Each year there are 1250 applications from filmmakers to the City of Vancouver and 40 ongoing files at any one time. ‘If Vancouver gets saturated, market costs may drive them out and hopefully, they’ll begin looking at Kamloops, Victoria, Surrey or Mission before thinking about Pittsburgh or Philadelphia,’ says Crowe.
Brent Karl Clackson, now a producer on the MGM series, The Outer Limits, worked at the film commission from 1984 to 1986. He says, ‘The film industry is a three-quarters of a billion dollar industry that employs lots of people, it’s non-polluting, we don’t take any natural resources out of the country, people have learned trades and skills and artistic endeavors that they never dreamed they’d learn in this country.
‘The Film Commission’s role has changed; when I was there it was there to try to lure Hollywood here. Now that the industry is built there’s as much energy needed to maintain it. Now we have so many films here that we suffer from a million problems every day. When we phone the Film Commission now, we’re usually looking for them to deal with all kinds of different issues that relate to safety problems, government problems, bureaucracy problems, people problems, union problems, and crewing problems. They spend a lot of time on damage control. I have to say that Glen Clark has been great for the movie industry; he’s totally knowledgeable of the film business, he’s totally in sync with with it – he’s the first premier that really knows the business – he’s gone to LA and met with all the people, everybody here has either met with him or his deputies many times, the government has really gone out of its way to find out who how this industry works and who are the players.’
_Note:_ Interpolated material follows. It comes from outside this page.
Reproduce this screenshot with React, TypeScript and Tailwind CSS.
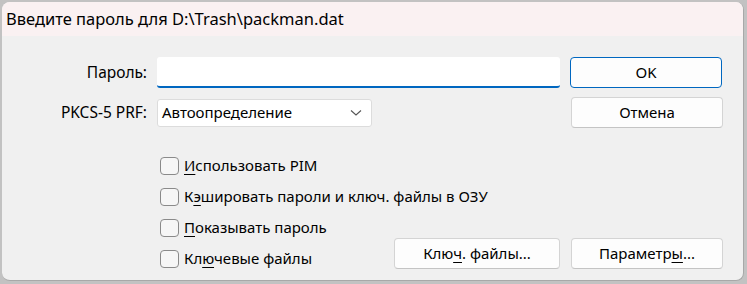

So many producers, both local and foreign have nothing but praise for the Film Commission. Colleen Nystedt, of Vancouver’s New City Productions, began her dealings with the BC Film Commission in 1984 when she began location scouting for the Film Commission on Vancouver Island. ‘I had a fabulous working experience with Dianne Neufeld, then Brent Clackson and eventually Mark DesRochers and Pete Mitchell,’ she says. ‘Over the years I found the Film Commission to have performed exemplary service above and beyond the call, not just in bringing the work into the province but also in helping the productions already established here in solving almost insurmountable problems. They really have acted as a catalyst for the industry here because they were the ones who could go down to LA and put on events like the Friends of BC receptions, which allowed a focus for those of us from up here to go down there and meet people. As we’ve grown as an industry we’ve been able to do that more and more on our own. But it was really the Film Commission that acted as a focus and a catalyst for the industry and those among us that have moved forward with it.’
Dennis Brown, Vice-President, ABC Pictures, says ‘The first project I did in Vancouver was before it was in the `in’ thing to do, well over 20 years ago, I believe, and I’ve worked there quite a bit over the years. I’ve had some terrific experiences, I think it’s a wonderful city and I’ve made some very close friends up there. The Film Commission, starting back with Dianne Neufeld when I began working there, was most helpful, and really laid some great groundwork that Pete has been able to continue with.’
Harold Tichenor, President of Crescent Entertainment: ‘The Film Commission was very helpful when we were doing the Tailhook Incident for ABC- we had done all our work with Canadian Forces and everything was fine; we were going to be able to shoot at Comox and then at the last minute, once we started shooting, suddenly we got the word we weren’t going to able to shoot at Comox, because of Canadian Forces. Certain generals in the Air Force didn’t particularly want to co-operate with what they felt was an attack on the American Forces. The Film Commission was very helpful solving that problem.
‘As international competition grows and as globalization continues, you can never stop the process of marketing an industry in a town like this, as long as we continue to be as dependent as we are on foreign dollars. Obviously the province has seen the need to build indigenous production here with the tax credits, and that’s been great, but because it has its own momentum, there might be a temptation to wind the office down, and I think that would be a huge mistake. There’s always a need for that kind of focus.’
Bob Gray, producer and production manager, now retired, says, ‘We’re in a position right now where there is plenty of work and lots of productions are coming, we must remember a lot of that is due to the favorable dollar for Americans and it’s imperative that the Film Commission remains there to assist each producer who enters BC to make the job as easy as it can be made. Otherwise, the amount of red tape is really detrimental and the producer turns around and heads in the other direction.’
‘When there’s a problem, when a fire bursts into flame,’ says Mitch Ackerman, Executive VP Television Production, Walt Disney Touchstone, ‘the first place the production company would go with a civic/government type problem is the Film Commission, because they are part of government, so they have the ear of politicians and the premier of the province. Those are the things that are really important and are much more difficult, particularly for somebody from out of the country, if a situation arises, to be able to handle with any kind of expediency. Time is money in our business; you don’t have time to fool around.’
‘I always found the Film Commission to be extremely helpful and responsive to filmmakers’ needs to allow an efficient move-in-and-out of a location,’ says Jerry Ketcham, VP of Physical Production for Walt Disney Pictures. ‘Especially for people coming in from the States, who obviously need a lot of help because we bring in very few people and rely on local support.’
Production spending in the province of British Columbia has grown from $17.5 million in the late 1970’s to over $630 million in 1997, creating a net economic impact of $1.76 billion. 167 film and television productions were shot in BC in 1997. These included 24 feature films, 53 movies-of-the-week/pilots, 20 TV series/mini-series, 9 animation projects, and 61 documentaries/broadcast singles. Approximately 25,000 British Columbians are employed full-time and part-time in the Film and Television Industry.